Following a Cabinet meeting, UAE Prime Minister Sheikh Mohammed bin Rashid Al Maktoum announced the plans, which include investments in infrastructure development for electric vehicles and low-emissions hydrogen fuel, The Associated Press reported.
“Over the last decade, the UAE has increased renewable energy capacity more than any other country in the world, and by 2030 aims to more than triple this capacity again to reach a total of 14.2 [gigawatts (GW)],” said Sultan Ahmed Al Jaber, the UAE’s Minister of Industry and Advanced Technology, as well as the managing director and CEO of the Abu Dhabi National Oil Company and COP28 president, reported Recharge.

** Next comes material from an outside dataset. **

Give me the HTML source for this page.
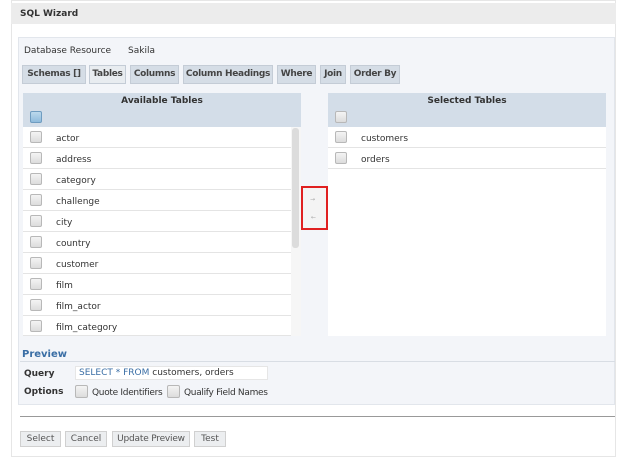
<!DOCTYPE html><html><head><style>
*{box-sizing:border-box;margin:0;padding:0}
body{width:624px;height:457px;background:#fff;font-family:"DejaVu Sans","Liberation Sans",sans-serif;font-size:9px;color:#333;position:relative;overflow:hidden;white-space:nowrap}
.a{position:absolute}
.tab{position:absolute;top:65px;height:19px;background:#d5dde6;border:1px solid #c4ccd6;font-weight:bold;color:#444;line-height:17px;text-align:center;letter-spacing:-0.3px}
.cb{position:absolute;width:12px;height:12px;border:1px solid #b8b8b8;border-radius:2px;background:linear-gradient(#f4f4f4,#dcdcdc)}
.row{position:absolute;left:0;width:268px;height:21px;border-bottom:1px solid #e4e4e4;background:#fff}
.row span{position:absolute;left:33px;top:7px}
.row .cb{left:7px;top:4px}
.btn{position:absolute;top:431px;height:16px;background:#eceef0;border:1px solid #d0d0d0;color:#555;line-height:15px;text-align:center}
</style></head><body>
<div class="a" style="left:11px;top:0;width:605px;height:457px;border:1px solid #e6e6e6;background:#fff"></div>
<div class="a" style="left:11px;top:3px;width:605px;height:21px;background:#ececec"></div>
<div class="a" style="left:20px;top:9px;font-weight:bold;color:#333">SQL Wizard</div>
<div class="a" style="left:18px;top:37px;width:597px;height:368px;background:#f3f5f9;border:1px solid #e2e6ec"></div>
<div class="a" style="left:24px;top:46px">Database Resource</div>
<div class="a" style="left:128px;top:46px">Sakila</div>
<div class="tab" style="left:22px;width:64px">Schemas []</div>
<div class="tab" style="left:89px;width:37px;background:#e8ecf0">Tables</div>
<div class="tab" style="left:130px;width:49px">Columns</div>
<div class="tab" style="left:183px;width:90px">Column Headings</div>
<div class="tab" style="left:277px;width:39px">Where</div>
<div class="tab" style="left:320px;width:26px">Join</div>
<div class="tab" style="left:350px;width:50px">Order By</div>

<div class="a" style="left:23px;top:93px;width:278px;height:243px;background:#fff">
<div class="a" style="left:0;top:0;width:278px;height:34px;background:#d3dde8"></div>
<div class="a" style="left:0;top:3px;width:278px;text-align:center;font-weight:bold">Available Tables</div>
<div class="cb" style="left:7px;top:18px;background:linear-gradient(#bcd8ec,#8fbbdc);border-color:#6f9cc0"></div>
<div class="row" style="top:34px"><div class="cb"></div><span>actor</span></div>
<div class="row" style="top:55px"><div class="cb"></div><span>address</span></div>
<div class="row" style="top:76px"><div class="cb"></div><span>category</span></div>
<div class="row" style="top:97px"><div class="cb"></div><span>challenge</span></div>
<div class="row" style="top:118px"><div class="cb"></div><span>city</span></div>
<div class="row" style="top:139px"><div class="cb"></div><span>country</span></div>
<div class="row" style="top:160px"><div class="cb"></div><span>customer</span></div>
<div class="row" style="top:181px"><div class="cb"></div><span>film</span></div>
<div class="row" style="top:202px"><div class="cb"></div><span>film_actor</span></div>
<div class="row" style="top:223px;height:20px"><div class="cb"></div><span>film_category</span></div>
<div class="a" style="left:268px;top:34px;width:10px;height:209px;background:#f6f6f6"></div>
<div class="a" style="left:269px;top:35px;width:7px;height:120px;background:#dcdcdc;border-radius:3px"></div>
</div>

<div class="a" style="left:301px;top:186px;width:27px;height:44px;border:2px solid #e02020;background:#f4f4f4"></div>
<div class="a" style="left:310px;top:196px;font-size:6px;color:#aaa">→</div>
<div class="a" style="left:311px;top:214px;font-size:6px;color:#aaa">←</div>

<div class="a" style="left:328px;top:93px;width:278px;height:243px;background:#fff">
<div class="a" style="left:0;top:0;width:278px;height:34px;background:#d3dde8"></div>
<div class="a" style="left:0;top:3px;width:278px;text-align:center;font-weight:bold">Selected Tables</div>
<div class="cb" style="left:7px;top:18px"></div>
<div class="row" style="top:34px;width:278px"><div class="cb"></div><span>customers</span></div>
<div class="row" style="top:55px;width:278px"><div class="cb"></div><span>orders</span></div>
</div>

<div class="a" style="left:22px;top:349px;font-weight:bold;color:#3a6ea5;font-size:10px">Preview</div>
<div class="a" style="left:20px;top:361px;width:595px;height:1px;background:#d8dde4"></div>
<div class="a" style="left:24px;top:369px;font-weight:bold">Query</div>
<div class="a" style="left:75px;top:366px;width:193px;height:14px;background:#fff;border:1px solid #e6e6e6;padding-left:3px;line-height:13px"><b style="color:#3a6ea5;font-weight:normal">SELECT * FROM</b> customers, orders</div>
<div class="a" style="left:24px;top:387px;font-weight:bold">Options</div>
<div class="cb" style="left:75px;top:385px;width:13px;height:13px"></div>
<div class="a" style="left:92px;top:388px;letter-spacing:-0.3px">Quote Identifiers</div>
<div class="cb" style="left:167px;top:385px;width:13px;height:13px"></div>
<div class="a" style="left:184px;top:388px;letter-spacing:-0.3px">Qualify Field Names</div>

<div class="a" style="left:20px;top:416px;width:595px;height:1px;background:#999"></div>
<div class="btn" style="left:20px;width:41px">Select</div>
<div class="btn" style="left:65px;width:42px">Cancel</div>
<div class="btn" style="left:112px;width:78px;letter-spacing:-0.2px">Update Preview</div>
<div class="btn" style="left:194px;width:32px">Test</div>
</body></html>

In November of this year, the UAE will host COP28 in Dubai, amid ongoing controversy over the oil-rich country being involved in global climate policy decision making.

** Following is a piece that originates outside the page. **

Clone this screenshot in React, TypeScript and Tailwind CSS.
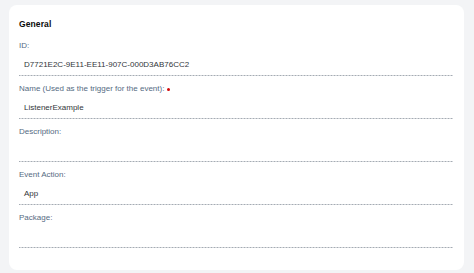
import React from 'react';

type Field = { label: string; value: string; required?: boolean };

const fields: Field[] = [
  { label: 'ID:', value: 'D7721E2C-9E11-EE11-907C-000D3AB76CC2' },
  { label: 'Name (Used as the trigger for the event):', value: 'ListenerExample', required: true },
  { label: 'Description:', value: '' },
  { label: 'Event Action:', value: 'App' },
  { label: 'Package:', value: '' },
];

export default function App() {
  return (
    <div
      className="w-[474px] h-[273px] bg-[#f3f4f6] pl-[9px] pr-[10px] pt-[5px] pb-[3px]"
      style={{ fontFamily: '"Liberation Sans", Arial, sans-serif' }}
    >
      <div className="h-full bg-white rounded-[8px] pl-[10px] pr-[11px] pt-[13px]">
        {/* Header */}
        <h2 className="text-[8.5px] leading-[12px] font-bold text-[#0b0b0b] tracking-[0.1px] mb-[3px]">General</h2>

        {fields.map(f => (
          <div key={f.label} className="pt-[7px]">
            <div className="text-[8px] leading-[12px] text-[#556b82] flex items-center gap-[3px]">
              <span>{f.label}</span>
              {f.required && <span className="w-[3px] h-[3px] rounded-full bg-[#d20a0a]" />}
            </div>
            <div className="h-[24px] flex items-center pt-[2px] px-[5px] bg-[linear-gradient(to_right,#a4abb3_2px,transparent_2px)] bg-[length:3px_1px] bg-repeat-x bg-bottom text-[8px] text-[#32363a]">
              {f.value}
            </div>
          </div>
        ))}
      </div>
    </div>
  );
}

“The [UAE presidency of Cop28] is a merger of the economic interests of a fossil country with a fundamental transition agenda that should be away from this fossil industry – that will not go well,” said Bas Eickhout, member of the European Parliament and vice-chair of the EU parliament’s environment committee, last month, as The Guardian reported.
The UAE already boasts the Mohammed bin Rashid Al Maktoum Solar Park, which met 15 percent of Dubai’s energy needs last year, reported The Associated Press. The country gets most of its energy from imported natural gas from Qatar.
The solar park is expected to produce five GW of capacity by 2030, Recharge reported.
Global renewables developer Masdar, based in Abu Dhabi, has a goal of having a portfolio of 100 GW of renewables, as well as to be producing more than one million tons of green hydrogen, by the end of the decade.
“The plan aims to consolidate the country’s position as a producer and exporter of low-emission hydrogen over the next eight years,” a tweet from Al Maktoum said.
A new federal law was also approved by the Cabinet that establishes the Financial Stability Council, reported Arab News. The Council’s plans include monitoring the associated risks of fiscal crises, as well as confronting and preventing them, while developing strategies to protect and manage the country’s monetary and economic systems.
“The UAE presents a shining example for adopting policies and strategies that contribute to shaping a more sustainable future at home and globally,” said Suhail bin Mohammed Al Mazrouei, Minister of Energy and Infrastructure, in a press briefing, according to the Emirates News Agency.